::: PROVIDED MATERIAL :::
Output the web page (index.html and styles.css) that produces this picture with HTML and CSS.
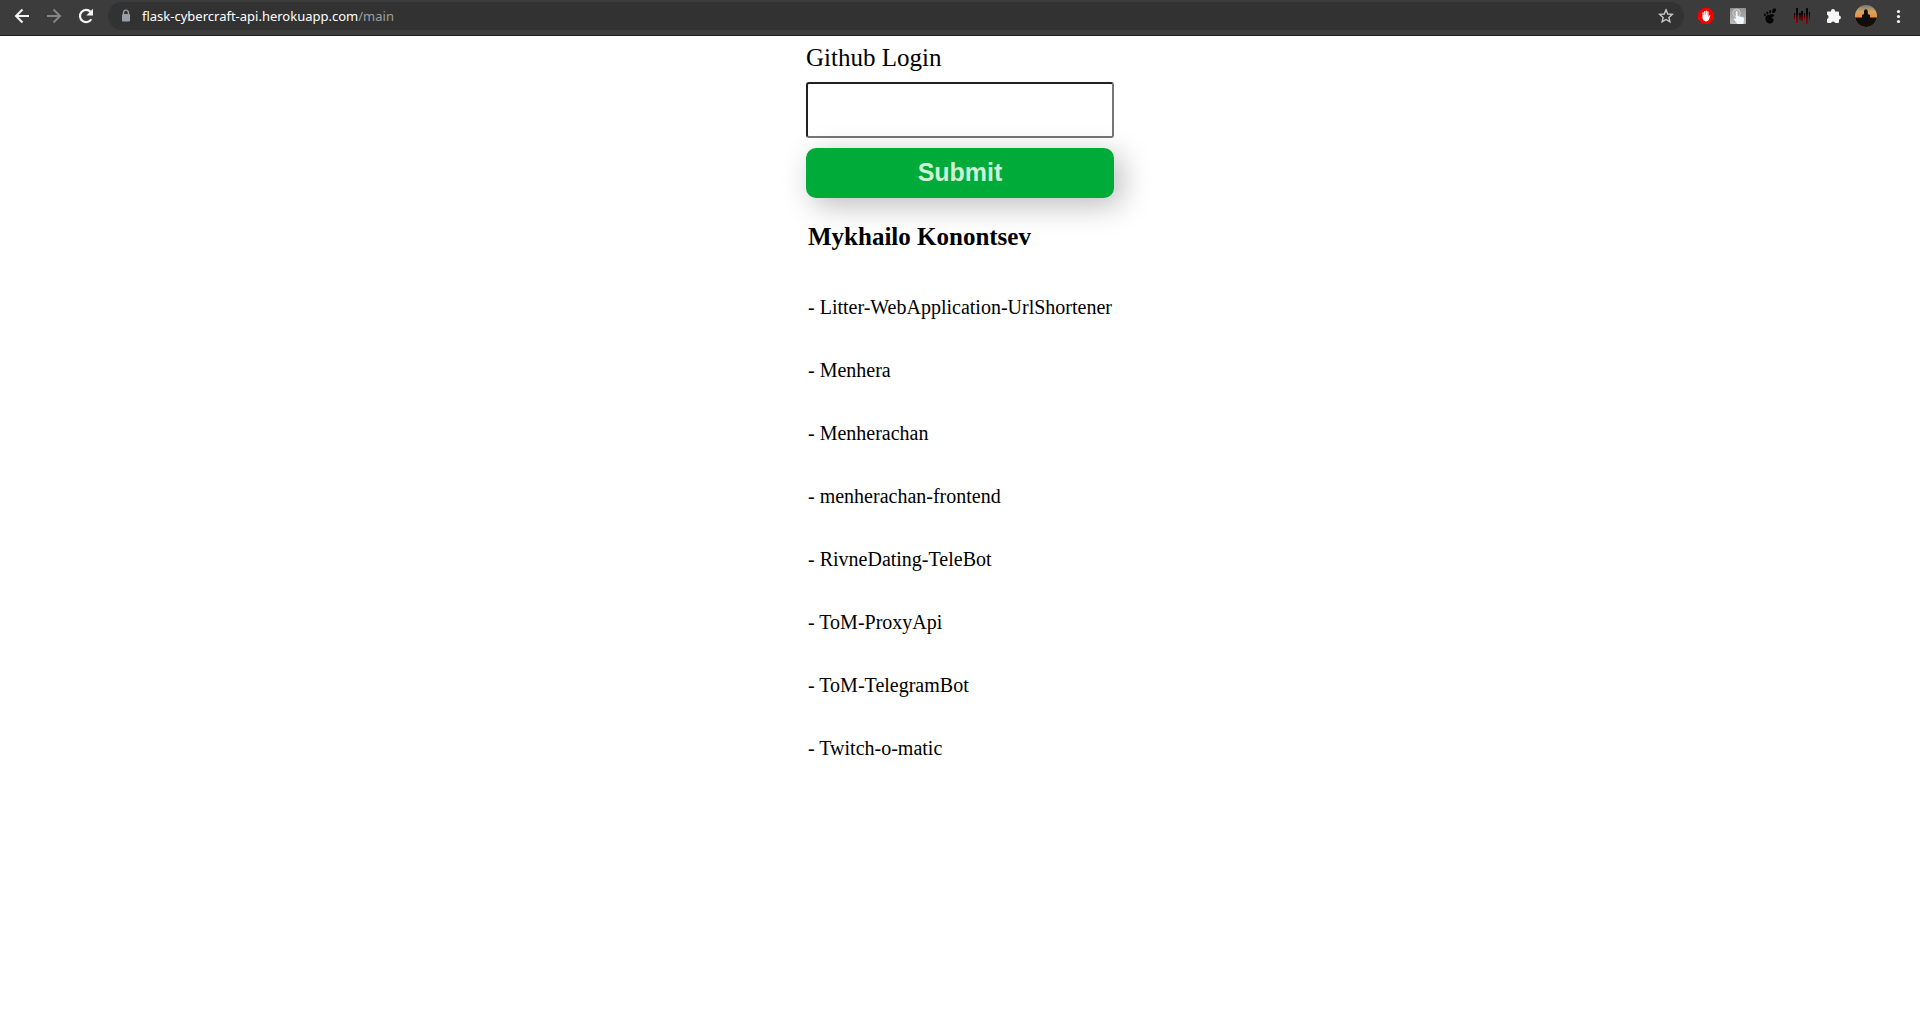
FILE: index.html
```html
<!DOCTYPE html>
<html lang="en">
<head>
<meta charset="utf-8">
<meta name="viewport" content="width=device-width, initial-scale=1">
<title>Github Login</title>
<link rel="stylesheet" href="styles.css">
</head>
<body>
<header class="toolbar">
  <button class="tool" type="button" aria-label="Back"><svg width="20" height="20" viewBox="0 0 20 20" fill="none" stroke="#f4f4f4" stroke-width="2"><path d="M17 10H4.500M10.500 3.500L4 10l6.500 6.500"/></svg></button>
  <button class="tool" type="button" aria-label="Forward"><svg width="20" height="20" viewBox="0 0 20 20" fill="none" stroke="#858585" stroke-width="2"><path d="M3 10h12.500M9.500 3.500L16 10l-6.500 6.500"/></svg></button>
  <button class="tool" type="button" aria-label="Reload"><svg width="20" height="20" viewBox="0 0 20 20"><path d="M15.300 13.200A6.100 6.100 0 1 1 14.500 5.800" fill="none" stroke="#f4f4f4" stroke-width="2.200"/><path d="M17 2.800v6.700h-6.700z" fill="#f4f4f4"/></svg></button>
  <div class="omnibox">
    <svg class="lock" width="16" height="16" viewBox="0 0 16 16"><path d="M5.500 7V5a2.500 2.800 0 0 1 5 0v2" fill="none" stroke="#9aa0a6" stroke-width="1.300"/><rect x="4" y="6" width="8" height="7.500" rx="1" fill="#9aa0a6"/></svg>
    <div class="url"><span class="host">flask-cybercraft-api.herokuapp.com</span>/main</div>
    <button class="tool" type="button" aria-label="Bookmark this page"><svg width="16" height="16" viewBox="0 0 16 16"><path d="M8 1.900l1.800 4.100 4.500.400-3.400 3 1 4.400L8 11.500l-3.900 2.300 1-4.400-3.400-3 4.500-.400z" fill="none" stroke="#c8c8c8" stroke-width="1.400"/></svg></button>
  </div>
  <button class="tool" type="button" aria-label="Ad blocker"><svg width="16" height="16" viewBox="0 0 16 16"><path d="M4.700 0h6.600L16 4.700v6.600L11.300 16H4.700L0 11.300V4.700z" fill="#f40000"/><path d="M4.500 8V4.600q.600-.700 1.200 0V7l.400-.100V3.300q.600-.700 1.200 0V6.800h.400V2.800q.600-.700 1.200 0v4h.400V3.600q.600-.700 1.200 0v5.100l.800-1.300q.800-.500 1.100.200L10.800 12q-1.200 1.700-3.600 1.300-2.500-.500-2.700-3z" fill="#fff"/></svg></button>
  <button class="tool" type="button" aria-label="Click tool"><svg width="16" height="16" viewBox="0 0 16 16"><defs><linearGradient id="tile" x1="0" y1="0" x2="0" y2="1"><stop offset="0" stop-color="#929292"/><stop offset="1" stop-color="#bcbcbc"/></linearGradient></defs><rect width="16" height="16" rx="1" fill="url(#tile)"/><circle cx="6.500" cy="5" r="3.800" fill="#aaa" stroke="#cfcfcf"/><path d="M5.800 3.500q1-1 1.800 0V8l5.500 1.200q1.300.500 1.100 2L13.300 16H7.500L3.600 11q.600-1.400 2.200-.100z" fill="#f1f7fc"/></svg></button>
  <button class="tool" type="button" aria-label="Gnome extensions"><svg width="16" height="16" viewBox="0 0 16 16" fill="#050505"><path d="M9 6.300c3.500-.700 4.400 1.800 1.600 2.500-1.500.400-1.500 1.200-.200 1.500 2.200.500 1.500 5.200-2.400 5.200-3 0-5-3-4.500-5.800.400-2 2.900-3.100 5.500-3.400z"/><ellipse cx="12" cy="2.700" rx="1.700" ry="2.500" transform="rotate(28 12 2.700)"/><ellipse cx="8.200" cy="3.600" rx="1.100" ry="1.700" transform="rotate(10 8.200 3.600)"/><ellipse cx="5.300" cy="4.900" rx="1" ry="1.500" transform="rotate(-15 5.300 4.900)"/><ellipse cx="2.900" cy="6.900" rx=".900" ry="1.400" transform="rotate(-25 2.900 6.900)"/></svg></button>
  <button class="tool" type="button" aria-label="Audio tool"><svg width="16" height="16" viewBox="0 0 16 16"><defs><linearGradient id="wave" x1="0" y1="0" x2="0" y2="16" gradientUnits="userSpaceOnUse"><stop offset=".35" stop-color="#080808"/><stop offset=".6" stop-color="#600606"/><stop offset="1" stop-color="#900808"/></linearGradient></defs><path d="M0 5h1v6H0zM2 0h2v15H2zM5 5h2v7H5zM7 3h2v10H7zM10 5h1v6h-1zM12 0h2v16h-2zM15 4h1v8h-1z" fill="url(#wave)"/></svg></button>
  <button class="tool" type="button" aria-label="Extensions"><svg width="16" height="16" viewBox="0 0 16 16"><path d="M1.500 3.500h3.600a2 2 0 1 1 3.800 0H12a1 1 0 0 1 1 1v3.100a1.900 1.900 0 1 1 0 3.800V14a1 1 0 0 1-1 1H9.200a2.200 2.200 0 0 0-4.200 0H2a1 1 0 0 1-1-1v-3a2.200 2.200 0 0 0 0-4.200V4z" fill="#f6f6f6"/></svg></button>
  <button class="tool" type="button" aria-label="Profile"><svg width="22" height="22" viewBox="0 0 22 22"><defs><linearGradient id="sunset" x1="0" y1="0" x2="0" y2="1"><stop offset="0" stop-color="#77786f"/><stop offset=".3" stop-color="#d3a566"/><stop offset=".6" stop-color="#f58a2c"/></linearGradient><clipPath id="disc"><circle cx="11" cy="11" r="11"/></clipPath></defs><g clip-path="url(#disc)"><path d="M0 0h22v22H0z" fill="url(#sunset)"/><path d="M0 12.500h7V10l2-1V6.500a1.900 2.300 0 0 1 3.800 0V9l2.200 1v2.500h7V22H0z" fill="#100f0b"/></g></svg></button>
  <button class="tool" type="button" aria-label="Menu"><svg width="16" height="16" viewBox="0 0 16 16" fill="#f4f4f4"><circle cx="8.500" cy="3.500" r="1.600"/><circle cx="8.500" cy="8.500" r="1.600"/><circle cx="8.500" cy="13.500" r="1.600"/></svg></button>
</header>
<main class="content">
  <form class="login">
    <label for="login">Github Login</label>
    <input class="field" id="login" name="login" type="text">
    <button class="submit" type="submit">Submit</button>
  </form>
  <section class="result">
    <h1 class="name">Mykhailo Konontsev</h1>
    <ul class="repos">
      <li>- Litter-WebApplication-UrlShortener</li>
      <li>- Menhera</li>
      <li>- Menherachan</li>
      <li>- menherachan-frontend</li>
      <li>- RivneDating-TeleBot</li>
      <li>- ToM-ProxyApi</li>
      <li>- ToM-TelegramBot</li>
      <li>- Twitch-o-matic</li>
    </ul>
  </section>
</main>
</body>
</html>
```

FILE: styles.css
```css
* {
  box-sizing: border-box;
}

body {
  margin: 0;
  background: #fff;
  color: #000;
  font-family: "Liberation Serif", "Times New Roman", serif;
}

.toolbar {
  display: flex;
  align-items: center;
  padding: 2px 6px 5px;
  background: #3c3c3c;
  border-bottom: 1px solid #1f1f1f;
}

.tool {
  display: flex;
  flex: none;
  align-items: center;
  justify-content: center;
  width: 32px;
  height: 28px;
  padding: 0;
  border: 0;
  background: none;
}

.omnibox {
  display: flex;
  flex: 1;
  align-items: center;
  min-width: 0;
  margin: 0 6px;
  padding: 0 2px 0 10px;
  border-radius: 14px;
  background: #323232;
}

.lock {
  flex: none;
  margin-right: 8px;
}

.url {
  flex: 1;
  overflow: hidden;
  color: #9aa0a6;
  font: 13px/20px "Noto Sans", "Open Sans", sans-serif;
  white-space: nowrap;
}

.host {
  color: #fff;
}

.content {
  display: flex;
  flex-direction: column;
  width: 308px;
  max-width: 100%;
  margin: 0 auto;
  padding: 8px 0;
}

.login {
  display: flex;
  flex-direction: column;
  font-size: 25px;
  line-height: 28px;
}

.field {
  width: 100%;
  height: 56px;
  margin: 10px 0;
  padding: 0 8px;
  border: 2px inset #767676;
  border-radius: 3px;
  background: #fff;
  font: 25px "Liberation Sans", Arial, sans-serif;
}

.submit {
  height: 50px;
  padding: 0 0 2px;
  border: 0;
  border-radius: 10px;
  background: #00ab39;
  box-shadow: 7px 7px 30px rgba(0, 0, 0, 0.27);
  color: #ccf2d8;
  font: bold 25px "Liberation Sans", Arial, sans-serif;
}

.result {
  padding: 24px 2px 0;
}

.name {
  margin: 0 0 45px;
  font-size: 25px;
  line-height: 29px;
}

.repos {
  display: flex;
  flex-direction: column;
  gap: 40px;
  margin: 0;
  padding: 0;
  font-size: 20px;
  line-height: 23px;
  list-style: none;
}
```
:::
GIVEN TASK — List every line above that contains the word "page".

EXERCISE RESPONSE —
Output the web page (index.html and styles.css) that produces this picture with HTML and CSS.
    <button class="tool" type="button" aria-label="Bookmark this page"><svg width="16" height="16" viewBox="0 0 16 16"><path d="M8 1.900l1.800 4.100 4.500.400-3.400 3 1 4.400L8 11.500l-3.900 2.300 1-4.400-3.400-3 4.500-.400z" fill="none" stroke="#c8c8c8" stroke-width="1.400"/></svg></button>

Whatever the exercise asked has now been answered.